A friend of mine commented, "I think we also have to be willing to help others while knowing that we are far from perfection... We are called to share what we have been given and what He has allowed us to know, even if we may still be struggling with certain issues, or far away from any level of heroic virtue in our own lives." Indeed such is the beginning of carrying out the commandment to love. First, before we can love others, we must love who we are, we must accept the person God made in ourselves.
To fulfill the commandment to love one another we must first receive the love of God in our lives and then share it with the whole world. To love one another is not an option. It cannot be given only to those whom we like; we are to offer it to everyone. To do so is the foundation of Christian ethics. Loving others is our primary responsibility: the true litmus test—the shibboleth—of our personal faith.

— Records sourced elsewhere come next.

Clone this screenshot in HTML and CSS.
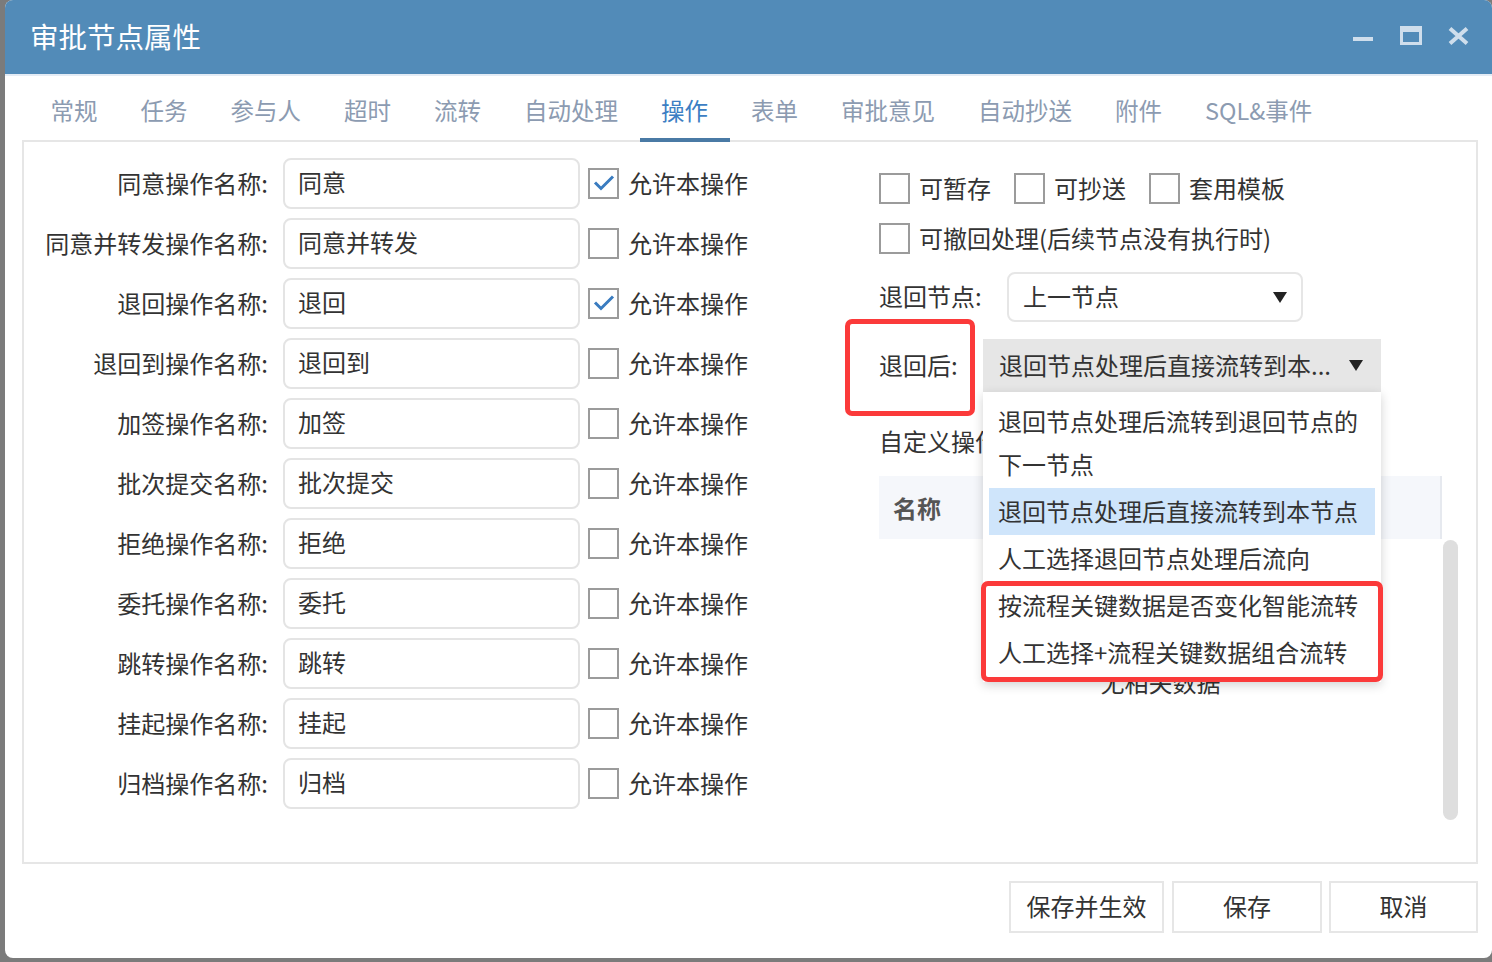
FILE: index.html
```html
<!DOCTYPE html>
<html lang="zh-CN">
<head>
<meta charset="utf-8">
<title>审批节点属性</title>
<link rel="stylesheet" href="styles.css">
</head>
<body>
<div class="window">
  <div class="titlebar">
    <span class="title">审批节点属性</span>
    <div class="controls">
      <svg class="ctl" width="24" height="24" viewBox="0 0 24 24"><rect x="2" y="13" width="20" height="4" fill="currentColor"/></svg>
      <svg class="ctl" width="24" height="24" viewBox="0 0 24 24"><path fill="currentColor" fill-rule="evenodd" d="M1 2H23V21H1Z M4 8H20V18H4Z"/></svg>
      <svg class="ctl" width="24" height="24" viewBox="0 0 24 24"><path d="M4 4.5L21 19.5M21 4.5L4 19.5" stroke="currentColor" stroke-width="4" fill="none"/></svg>
    </div>
  </div>
  <div class="content">
    <div class="tabs">
      <div class="tab">常规</div>
      <div class="tab">任务</div>
      <div class="tab">参与人</div>
      <div class="tab">超时</div>
      <div class="tab">流转</div>
      <div class="tab">自动处理</div>
      <div class="tab active">操作</div>
      <div class="tab">表单</div>
      <div class="tab">审批意见</div>
      <div class="tab">自动抄送</div>
      <div class="tab">附件</div>
      <div class="tab">SQL&amp;事件</div>
    </div>
    <div class="panel">
      <div class="left">
        <div class="row"><span class="label">同意操作名称:</span><div class="input">同意</div><span class="cb checked"><svg width="27" height="27" viewBox="0 0 27 27"><path d="M5 12.5L11 18.5L23 6.5" stroke="#3a7cc0" stroke-width="3" fill="none"/></svg></span><span class="cb-text">允许本操作</span></div>
        <div class="row"><span class="label">同意并转发操作名称:</span><div class="input">同意并转发</div><span class="cb"></span><span class="cb-text">允许本操作</span></div>
        <div class="row"><span class="label">退回操作名称:</span><div class="input">退回</div><span class="cb checked"><svg width="27" height="27" viewBox="0 0 27 27"><path d="M5 12.5L11 18.5L23 6.5" stroke="#3a7cc0" stroke-width="3" fill="none"/></svg></span><span class="cb-text">允许本操作</span></div>
        <div class="row"><span class="label">退回到操作名称:</span><div class="input">退回到</div><span class="cb"></span><span class="cb-text">允许本操作</span></div>
        <div class="row"><span class="label">加签操作名称:</span><div class="input">加签</div><span class="cb"></span><span class="cb-text">允许本操作</span></div>
        <div class="row"><span class="label">批次提交名称:</span><div class="input">批次提交</div><span class="cb"></span><span class="cb-text">允许本操作</span></div>
        <div class="row"><span class="label">拒绝操作名称:</span><div class="input">拒绝</div><span class="cb"></span><span class="cb-text">允许本操作</span></div>
        <div class="row"><span class="label">委托操作名称:</span><div class="input">委托</div><span class="cb"></span><span class="cb-text">允许本操作</span></div>
        <div class="row"><span class="label">跳转操作名称:</span><div class="input">跳转</div><span class="cb"></span><span class="cb-text">允许本操作</span></div>
        <div class="row"><span class="label">挂起操作名称:</span><div class="input">挂起</div><span class="cb"></span><span class="cb-text">允许本操作</span></div>
        <div class="row"><span class="label">归档操作名称:</span><div class="input">归档</div><span class="cb"></span><span class="cb-text">允许本操作</span></div>
      </div>
      <div class="right">
        <div class="opt-row">
          <span class="opt"><span class="cb cb-r"></span><span class="opt-text">可暂存</span></span>
          <span class="opt"><span class="cb cb-r"></span><span class="opt-text">可抄送</span></span>
          <span class="opt"><span class="cb cb-r"></span><span class="opt-text">套用模板</span></span>
        </div>
        <div class="opt-row second">
          <span class="opt"><span class="cb cb-r"></span><span class="opt-text">可撤回处理(后续节点没有执行时)</span></span>
        </div>
        <div class="sel-row node-row">
          <span class="sel-label wide">退回节点:</span>
          <div class="select">
            <span class="sel-text">上一节点</span>
            <svg class="arrow" width="14" height="11" viewBox="0 0 14 11"><polygon points="0,0 14,0 7,11" fill="#222"/></svg>
          </div>
        </div>
        <div class="sel-row after-row">
          <span class="sel-label">退回后:</span>
          <div class="select grey">
            <span class="sel-text">退回节点处理后直接流转到本...</span>
            <svg class="arrow" width="14" height="11" viewBox="0 0 14 11"><polygon points="0,0 14,0 7,11" fill="#222"/></svg>
          </div>
          <div class="mark mark-label"></div>
          <ul class="dropdown">
            <li>退回节点处理后流转到退回节点的下一节点</li>
            <li class="hl">退回节点处理后直接流转到本节点</li>
            <li>人工选择退回节点处理后流向</li>
            <li>按流程关键数据是否变化智能流转</li>
            <li>人工选择+流程关键数据组合流转</li>
            <div class="mark mark-items"></div>
          </ul>
        </div>
        <div class="custom-row">自定义操作：</div>
        <div class="table-wrap">
          <div class="table">
            <div class="thead">名称</div>
            <div class="tbody">无相关数据</div>
          </div>
          <div class="scrollbar"></div>
        </div>
      </div>
    </div>
    <div class="footer">
      <div class="btn b1">保存并生效</div>
      <div class="btn b2">保存</div>
      <div class="btn b3">取消</div>
    </div>
  </div>
</div>
</body>
</html>
```
FILE: styles.css
```css
* { box-sizing: border-box; }
html, body { margin: 0; padding: 0; }
body {
  background: #7b7b7b;
  font-family: "Noto Sans CJK SC", "Noto Sans", sans-serif;
  color: #333;
  width: 1492px;
  height: 962px;
  overflow: hidden;
}
.window {
  margin-left: 5px;
  width: 1487px;
  height: 958px;
  background: #fff;
  border-radius: 8px;
  overflow: hidden;
  display: flex;
  flex-direction: column;
}
.titlebar {
  height: 76px;
  flex: none;
  background: #528bb8;
  border-bottom: 2px solid #e4ecf5;
  display: flex;
  align-items: center;
  padding: 0 22px 0 25px;
}
.title {
  flex: 1;
  color: #fff;
  font-size: 28.5px;
  line-height: 40px;
  margin-top: -3px;
}
.controls {
  display: flex;
  align-self: flex-start;
  margin-top: 24px;
  color: #cfdeec;
}
.ctl { display: block; }
.ctl + .ctl { margin-left: 24px; }
.ctl:last-child { margin-left: 23px; }

.content {
  padding: 0 14px 0 17px;
  flex: 1;
}
.tabs {
  display: flex;
  height: 66px;
  padding-left: 7px;
  position: relative;
  z-index: 2;
}
.tab {
  padding: 6px 21.5px 0;
  font-size: 23.5px;
  color: #8c9bb1;
  display: flex;
  align-items: center;
  border-bottom: 4px solid transparent;
  white-space: nowrap;
}
.tab.active {
  color: #3c7ec3;
  border-bottom-color: #4a7aa5;
}
.panel {
  margin-top: -2px;
  height: 724px;
  border: 2px solid #e6e6e6;
  display: grid;
  grid-template-columns: 855px 1fr;
}
.left { padding-top: 16px; }
.row {
  display: flex;
  align-items: center;
  height: 51px;
  margin-bottom: 9px;
}
.label {
  width: 244px;
  text-align: right;
  font-size: 24px;
  white-space: nowrap;
  margin-top: -3px;
}
.input {
  margin-left: 15px;
  width: 297px;
  height: 51px;
  border: 2px solid #e4e4e4;
  border-radius: 8px;
  padding-left: 13px;
  font-size: 24px;
  line-height: 43px;
}
.cb {
  display: block;
  flex: none;
  width: 31px;
  height: 31px;
  border: 2px solid #9b9b9b;
  background: #fff;
  margin-left: 8px;
}
.cb svg { display: block; }
.cb-text {
  margin-left: 9px;
  font-size: 24px;
  margin-top: -3px;
}

.right {
  padding-top: 31px;
}
.opt-row {
  display: flex;
  align-items: center;
  height: 31px;
}
.opt-row.second { margin-top: 19px; }
.opt {
  display: flex;
  align-items: center;
  margin-right: 23px;
}
.cb-r { margin-left: 0; }
.opt-text {
  margin-left: 9px;
  font-size: 24px;
  white-space: nowrap;
  margin-top: -3px;
}
.sel-row {
  display: flex;
  align-items: center;
  position: relative;
}
.node-row { margin-top: 18px; height: 50px; }
.after-row { margin-top: 17px; height: 53px; z-index: 5; }
.sel-label {
  width: 104px;
  font-size: 24px;
  white-space: nowrap;
  margin-top: -3px;
}
.sel-label.wide { width: 128px; }
.select {
  display: flex;
  align-items: center;
  justify-content: space-between;
  width: 296px;
  height: 50px;
  border: 2px solid #e6e6e6;
  border-radius: 8px;
  padding: 0 14px 0 14px;
  font-size: 24px;
}
.select.grey {
  width: 398px;
  height: 53px;
  border: none;
  border-radius: 0;
  background: #e6e6e6;
  padding: 0 18px 0 16px;
}
.sel-text { white-space: nowrap; margin-top: -3px; }
.arrow { display: block; flex: none; }

.dropdown {
  position: absolute;
  left: 104px;
  top: 53px;
  width: 398px;
  margin: 0;
  padding: 6px;
  list-style: none;
  background: #fff;
  box-shadow: 0 3px 10px rgba(0, 0, 0, 0.18);
  font-size: 24px;
  z-index: 10;
}
.dropdown li {
  padding: 1px 9px 3px;
  line-height: 43px;
}
.dropdown li.hl { background: #cfe5fb; }
.mark {
  position: absolute;
  border: 5px solid #fb3a3a;
  border-radius: 7px;
  pointer-events: none;
}
.mark-label {
  left: -34px;
  top: -20px;
  width: 130px;
  height: 97px;
  z-index: 11;
}
.mark-items {
  left: -2px;
  top: 189px;
  width: 402px;
  height: 101px;
}
.custom-row {
  margin-top: 32px;
  height: 36px;
  line-height: 33px;
  font-size: 24px;
}
.table-wrap {
  margin-top: 16px;
  display: flex;
  align-items: flex-start;
}
.table { width: 563px; }
.thead {
  height: 63px;
  line-height: 63px;
  background: #f5f7fb;
  border-right: 2px solid #e6e9ef;
  padding-left: 14px;
  font-size: 24px;
  font-weight: bold;
  color: #555;
}
.tbody {
  padding-top: 125px;
  height: 290px;
  line-height: 36px;
  text-align: center;
  font-size: 24px;
}
.scrollbar {
  margin-top: 64px;
  margin-left: 1px;
  width: 15px;
  height: 280px;
  background: #dedede;
  border-radius: 8px;
}
.footer {
  display: flex;
  justify-content: flex-end;
  margin-top: 17px;
}
.btn {
  height: 52px;
  border: 2px solid #e6e6e6;
  background: #fff;
  font-size: 24px;
  display: flex;
  align-items: center;
  justify-content: center;
  padding-bottom: 4px;
}
.b1 { width: 155px; }
.b2 { width: 150px; margin-left: 8px; }
.b3 { width: 149px; margin-left: 7px; }
```
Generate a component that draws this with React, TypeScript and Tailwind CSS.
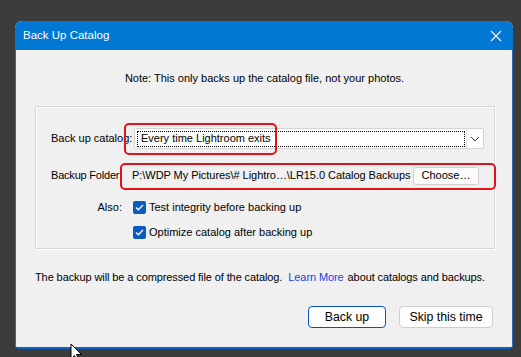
export default function App() {
  return (
    <div
      className="relative w-[521px] h-[357px] bg-[#3c3c3c] overflow-hidden pt-[21px] pl-[15px] text-[11px] text-black"
      style={{ fontFamily: '"Liberation Sans", Arial, sans-serif' }}
    >
      <div className="w-[498px] h-[328px] flex flex-col rounded-t-[7px] rounded-b-[4px] overflow-hidden bg-[#f0f0f0] border-b-[2px] border-[#0a64c8]">
        {/* Title bar */}
        <div className="h-[29px] shrink-0 bg-[#0078d4] flex items-center justify-between pl-[8px] pr-[10px] text-white">
          <span className="text-[11.5px] leading-none">Back Up Catalog</span>
          <svg width="12" height="12" viewBox="0 0 12 12" className="mr-[1px]">
            <path d="M1 1 L11 11 M11 1 L1 11" stroke="#ffffff" strokeWidth="1.1" />
          </svg>
        </div>
        {/* Body */}
        <div className="flex-1 flex flex-col border-x border-[#2f6fb8]">
          <div className="mt-[20px] h-[16px] leading-[16px] text-center pl-[1px]">
            Note: This only backs up the catalog file, not your photos.
          </div>

          {/* Group box */}
          <div className="relative ml-[19px] mt-[20px] w-[460px] border border-[#d6d6d6] shadow-[inset_1px_1px_0_#ffffff,1px_1px_0_#ffffff] pt-[21px] pb-[8px] pl-[15px]">
            {/* Row 1 */}
            <div className="flex items-center h-[21px]">
              <div className="w-[83px] whitespace-nowrap">Back up catalog:</div>
              <div className="w-[350px] h-[21px] bg-white border border-[#d4d4d4] rounded-[2px] flex items-center">
                <div className="ml-[2px] w-[328px] h-[16px] border border-dotted border-black flex items-center pl-[3px] leading-none">
                  Every time Lightroom exits
                </div>
                <div className="flex-1 h-full flex items-center justify-center border-l border-[#e6e6e6] ml-[1px]">
                  <svg width="10" height="6" viewBox="0 0 10 6">
                    <path d="M1 1 L5 5 L9 1" fill="none" stroke="#333" strokeWidth="1" />
                  </svg>
                </div>
              </div>
            </div>
            {/* Row 2 */}
            <div className="flex items-center h-[21px] mt-[16px]">
              <div className="w-[81px] whitespace-nowrap tracking-[-0.2px]">Backup Folder</div>
              <div className="w-[281px] whitespace-nowrap tracking-[-0.05px]">P:\WDP My Pictures\# Lightro…\LR15.0 Catalog Backups</div>
              <div className="w-[66px] h-[18px] bg-[#fbfbfb] border border-[#d0d0d0] rounded-[3px] flex items-center justify-center leading-none">
                Choose…
              </div>
            </div>
            {/* Row 3 */}
            <div className="flex items-center h-[16px] mt-[13px]">
              <div className="w-[82px] text-right pr-[11px]">Also:</div>
              <Check />
              <span className="ml-[3px] whitespace-nowrap">Test integrity before backing up</span>
            </div>
            {/* Row 4 */}
            <div className="flex items-center h-[16px] mt-[9px]">
              <div className="w-[82px]" />
              <Check />
              <span className="ml-[3px] whitespace-nowrap">Optimize catalog after backing up</span>
            </div>

            {/* Red annotation boxes */}
            <div className="absolute left-[88px] top-[16px] w-[153px] h-[32px] border-[2px] border-[#e0131b] rounded-[5px]" />
            <div className="absolute left-[84px] top-[56px] w-[376px] h-[27px] border-[2px] border-[#e0131b] rounded-[5px]" />
          </div>

          {/* Bottom text */}
          <div className="ml-[19px] mt-[20px] h-[16px] leading-[16px] whitespace-nowrap tracking-[-0.1px]">
            The backup will be a compressed file of the catalog.
            <span className="text-[#1a3fe0] ml-[6px] mr-[4px]">Learn More</span>
            about catalogs and backups.
          </div>

          {/* Buttons */}
          <div className="flex justify-end gap-[13px] mt-[21px] mr-[19px]">
            <div className="w-[78px] h-[22px] bg-[#fdfdfd] border-[1.5px] border-[#0a50c0] rounded-[4px] flex items-center justify-center text-[12.3px]">
              Back up
            </div>
            <div className="w-[94px] h-[22px] bg-[#fdfdfd] border border-[#cfcfcf] rounded-[4px] flex items-center justify-center text-[12.3px]">
              Skip this time
            </div>
          </div>
        </div>
      </div>

      {/* Mouse cursor */}
      <svg className="absolute left-[70px] top-[343px]" width="14" height="20" viewBox="0 0 14 20">
        <path d="M1 1 L1 16 L4.5 12.5 L7 18 L9 17 L6.5 11.5 L11.5 11.5 Z" fill="#ffffff" stroke="#000000" strokeWidth="1" />
      </svg>
    </div>
  );
}

function Check() {
  return (
    <div className="w-[13px] h-[13px] rounded-[2px] bg-[#0a5cc2] flex items-center justify-center shrink-0">
      <svg width="9" height="7" viewBox="0 0 9 7">
        <path d="M1 3.5 L3.3 5.8 L8 1" fill="none" stroke="#ffffff" strokeWidth="1.3" />
      </svg>
    </div>
  );
}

More than simply being an attitude that we convince ourselves we possess, we must ascertain that the love we hold claim to is real in action. We must offer it in though kindness, mercy, compassion, and acceptance of all others. Our daily actions toward others deeply reveal the love of God active in our lives. It is evident in the quality of friendship—or even the mere friendliness—that we offer each stranger, each passerby, each family member, and each and every coworker or acquaintance. Daily we have multiple opportunities to fulfill the personal and immediate dimension of obeying the commandment to love one another. There is also the universal dimension. It is no less real, and no more ideal, than the love we are to offer in our daily encounters.
The universal of the commandment is evident in our willingness, our capacity, to give to the whole world from the good that we have been given. The degree to which we are willing to take a stand as peacemakers and healers literally shows the love of God active in our souls. Love approaches her enemies with an olive branch in hand and looks to the future with hope for coming generations. Like a mother protecting her young, love considers the needs of her children first.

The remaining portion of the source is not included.